Понятно, что тема доктринального развития, особенно применительно к церковным институтам, существует со времен Ньюмена [402], но сегодня она, несомненно, связана с еще более широкими проблемами, ибо подход к богословию как к «процессу» разделяют в наши дни весьма многие. В самом деле, изменяемость признается ныне безусловным признаком истины и неотъемлемым фактором Откровения. В сфере экклезиологии этот метод, может, разумеется, объяснить происхождение институтов, подобных папству, но может и свести это объяснение практически ни к чему ссылкой на непрерывно совершающиеся и необходимые изменения в настоящем и будущем.
Вообще говоря, православный поход к экклезиологии мало совместим с «процессуальной» методологией, которая, похоже, игнорирует уникальность (άπαξ) события Христа, а значит, и полноту апостольского свидетельства, навеки запечатленного в Новом Завете и хранимого апостольской Церковью.
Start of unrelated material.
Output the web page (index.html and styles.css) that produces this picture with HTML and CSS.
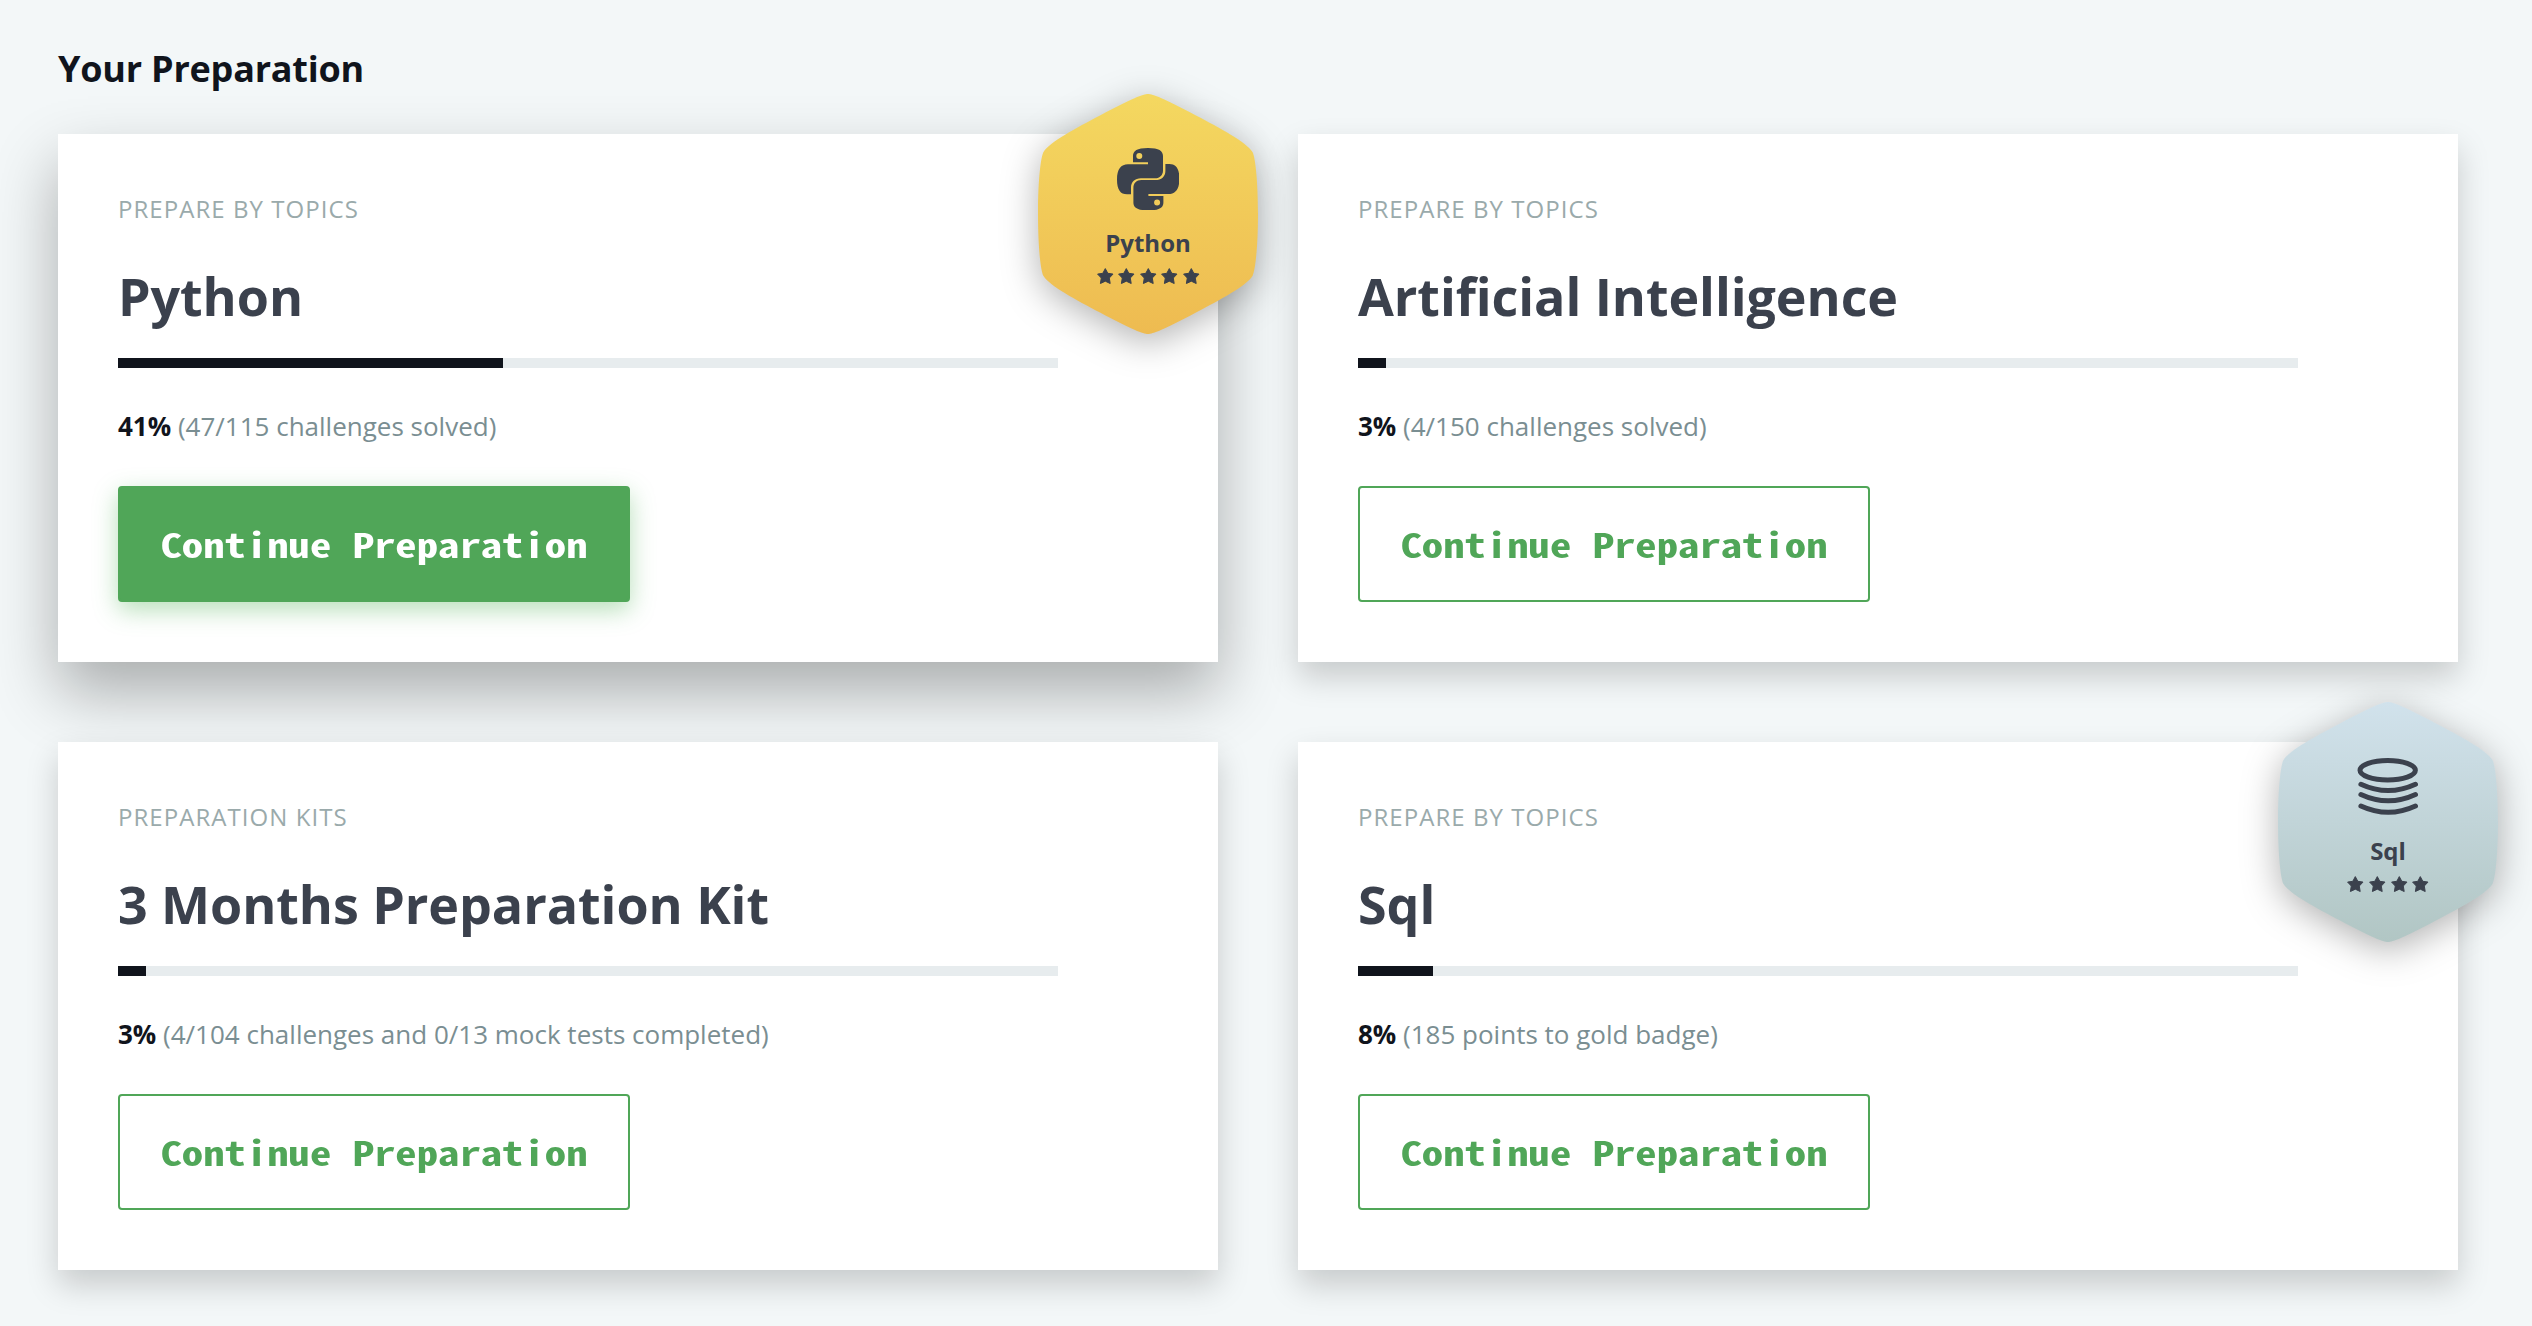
FILE: index.html
```
<!DOCTYPE html>
<html lang="en">
<head>
<meta charset="utf-8">
<title>Your Preparation</title>
<link rel="stylesheet" href="styles.css">
</head>
<body>
<svg class="defs" width="0" height="0" aria-hidden="true">
  <defs>
    <linearGradient id="gold" x1="0" y1="0" x2="0" y2="1"><stop offset="0" stop-color="#f4d860"/><stop offset="1" stop-color="#eebb51"/></linearGradient>
    <linearGradient id="silver" x1="0" y1="0" x2="0" y2="1"><stop offset="0" stop-color="#d1e2ec"/><stop offset="1" stop-color="#b1c6c4"/></linearGradient>
    <path id="hex" d="M110 0C115 0 125 4 158 21.5C182 34 208 48 214.5 58C217 62 220 85 220 120C220 155 217 178 214.5 182C208 192 182 206 158 218.5C125 236 115 240 110 240C105 240 95 236 62 218.5C38 206 12 192 5.500 182C3 178 0 155 0 120C0 85 3 62 5.500 58C12 48 38 34 62 21.500C95 4 105 0 110 0Z"/>
    <path id="star" d="M8.300.6 10.800 5.300 16 6.100 12.300 10 13.200 15.500 8.300 13.200 3.400 15.500 4.300 10 .6 6.100 5.800 5.300Z"/>
    <path id="snake" fill-rule="evenodd" d="M16 14.300V8C16 3 20 0 31 0S46 3 46 8V22.500C46 27 43 30.300 38 30.300H24C18 30.300 14 34 14 39.500V46.300H10C3.500 46.300 0 42 0 31.500S4 16.300 11 16.300H31V14.300ZM22.300 5A3 3 0 1 0 22.300 11A3 3 0 1 0 22.300 5Z"/>
  </defs>
</svg>
<main class="page">
  <h1 class="heading">Your Preparation</h1>
  <div class="grid">
    <section class="card card-active">
      <p class="label">PREPARE BY TOPICS</p>
      <h2 class="title">Python</h2>
      <div class="track"><div class="fill" style="width:41%"></div></div>
      <p class="stat"><strong>41%</strong> (47/115 challenges solved)</p>
      <button class="button button-primary"><span class="button-text">Continue Preparation</span></button>
      <div class="badge">
        <svg class="badge-shape" viewBox="0 0 220 240"><use href="#hex" fill="url(#gold)"/></svg>
        <svg class="badge-icon" viewBox="0 0 62.400 62.400"><use href="#snake"/><use href="#snake" transform="rotate(180 31.200 31.200)"/></svg>
        <span class="badge-name">Python</span>
        <div class="stars"><svg class="star"><use href="#star"/></svg><svg class="star"><use href="#star"/></svg><svg class="star"><use href="#star"/></svg><svg class="star"><use href="#star"/></svg><svg class="star"><use href="#star"/></svg></div>
      </div>
    </section>
    <section class="card">
      <p class="label">PREPARE BY TOPICS</p>
      <h2 class="title">Artificial Intelligence</h2>
      <div class="track"><div class="fill" style="width:3%"></div></div>
      <p class="stat"><strong>3%</strong> (4/150 challenges solved)</p>
      <button class="button"><span class="button-text">Continue Preparation</span></button>
    </section>
    <section class="card">
      <p class="label">PREPARATION KITS</p>
      <h2 class="title">3 Months Preparation Kit</h2>
      <div class="track"><div class="fill" style="width:3%"></div></div>
      <p class="stat"><strong>3%</strong> (4/104 challenges and 0/13 mock tests completed)</p>
      <button class="button"><span class="button-text">Continue Preparation</span></button>
    </section>
    <section class="card">
      <p class="label">PREPARE BY TOPICS</p>
      <h2 class="title">Sql</h2>
      <div class="track"><div class="fill" style="width:8%"></div></div>
      <p class="stat"><strong>8%</strong> (185 points to gold badge)</p>
      <button class="button"><span class="button-text">Continue Preparation</span></button>
      <div class="badge">
        <svg class="badge-shape" viewBox="0 0 220 240"><use href="#hex" fill="url(#silver)"/></svg>
        <svg class="badge-icon" viewBox="0 0 62.400 62.400"><g fill="none" stroke="#3b414d" stroke-width="5" stroke-linecap="round"><ellipse cx="30.700" cy="14.300" rx="27.700" ry="9.700"/><path d="M3.900 28.300Q31.200 40.900 58.500 28.300M3.900 38.500Q31.200 51.100 58.500 38.500M3.900 50Q31.200 62.600 58.500 50"/></g></svg>
        <span class="badge-name">Sql</span>
        <div class="stars"><svg class="star"><use href="#star"/></svg><svg class="star"><use href="#star"/></svg><svg class="star"><use href="#star"/></svg><svg class="star"><use href="#star"/></svg></div>
      </div>
    </section>
  </div>
</main>
</body>
</html>
```
FILE: styles.css
```
* { box-sizing: border-box; }

body {
  margin: 0;
  background: #f3f7f8;
  color: #3b414d;
  font-family: "Open Sans", "Noto Sans", sans-serif;
}

.defs { position: absolute; }

.page {
  min-height: 1326px;
  padding: 44px 74px 56px 58px;
}

.heading {
  margin: 0 0 40px;
  color: #10141c;
  font-size: 36px;
  font-weight: 700;
  line-height: 50px;
  letter-spacing: -0.22px;
}

.grid {
  display: grid;
  grid-template-columns: 1fr 1fr;
  gap: 80px;
}

.card {
  position: relative;
  height: 528px;
  padding: 60px;
  background: #fff;
  box-shadow: 0 15px 30px rgba(0, 0, 0, 0.18);
}

.card-active {
  box-shadow: 0 30px 60px rgba(0, 0, 0, 0.3);
}

.label {
  margin: 0 0 37px;
  color: #9aaaab;
  font-size: 24px;
  line-height: 30px;
  letter-spacing: 1.05px;
}

.title {
  margin: 0 0 27px;
  font-size: 52px;
  font-weight: 700;
  line-height: 70px;
  letter-spacing: -0.06px;
  font-variant-ligatures: common-ligatures;
}

.track {
  width: 940px;
  height: 10px;
  margin-bottom: 38px;
  background: #e7ecee;
}

.fill {
  height: 100%;
  background: #10141c;
}

.stat {
  margin: 0 0 40px;
  color: #7a8e92;
  font-size: 26px;
  line-height: 40px;
}

.stat strong { color: #10141c; }

.button {
  display: flex;
  align-items: center;
  justify-content: center;
  width: 512px;
  height: 116px;
  padding: 0 0 1px;
  border: 2px solid #50a658;
  border-radius: 4px;
  background: #fff;
  color: #50a658;
  font: bold 34px "Noto Sans Mono CJK JP", "DejaVu Sans Mono", monospace;
}

.button-text {
  display: block;
  white-space: nowrap;
  transform: scaleX(1.256);
}

.button-primary {
  background: #50a658;
  color: #fff;
  box-shadow: 0 8px 24px rgba(76, 175, 80, 0.4);
}

.badge {
  position: absolute;
  top: -40px;
  right: -40px;
  width: 220px;
  height: 240px;
  display: flex;
  flex-direction: column;
  align-items: center;
  padding-top: 54px;
}

.badge-shape {
  position: absolute;
  inset: 0;
  overflow: visible;
  filter: drop-shadow(0 8px 18px rgba(0, 0, 0, 0.3));
}

.badge-icon {
  position: relative;
  width: 62.400px;
  height: 62.400px;
  fill: #3b414d;
}

.badge-name {
  position: relative;
  margin-top: 17px;
  font-size: 24px;
  font-weight: 700;
  line-height: 32px;
}

.stars {
  position: relative;
  display: flex;
  gap: 5px;
  margin-top: 9px;
}

.star {
  width: 16.600px;
  height: 16.600px;
  overflow: visible;
  fill: #3b414d;
  stroke: #3b414d;
  stroke-width: 1;
  stroke-linejoin: round;
}
```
Не отметая идею развития, православное богословие понимает само развитие скорее как обновление формулировок, но не содержания. Отсюда следует, что любое историческое изменение должно оцениваться прежде всего по тому, совместимо ли оно с апостольским свидетельством и преданием, и лишь во вторую очередь – как ответ на требования исторического момента, когда оно происходит. То правда, что особый упор православных на непрерывности легко может перейти в замораживающий и почти анекдотический консерватизм. Более того, слепая боязнь любых изменений ведет к плавному сползанию в сектантство, «кафолическое» же христианство верует в depositum fidei [403] и открыто реальностям истории…
Думаю поэтому, что если православно-католическому диалогу суждено затронуть тему доктринального развития, от участников его потребуется – особенно в области экклезиологии – заново раскрыть ее антиномический и в высшей степени сакраментальный характер: антиномию между Божественным Откровением и человеческим восприятием, между благодатью и свободой, вселенским и поместным. И главным открытием здесь станет, возможно, то, что антиномия – всегда бросающая вызов абстрактно-логическому и легалистическому мышлению – есть на деле не форма агностицизма, но освобождающее ви́дение Божественной истины, раскрывающейся в sensus ecclesiaе [404], разделяемом всеми.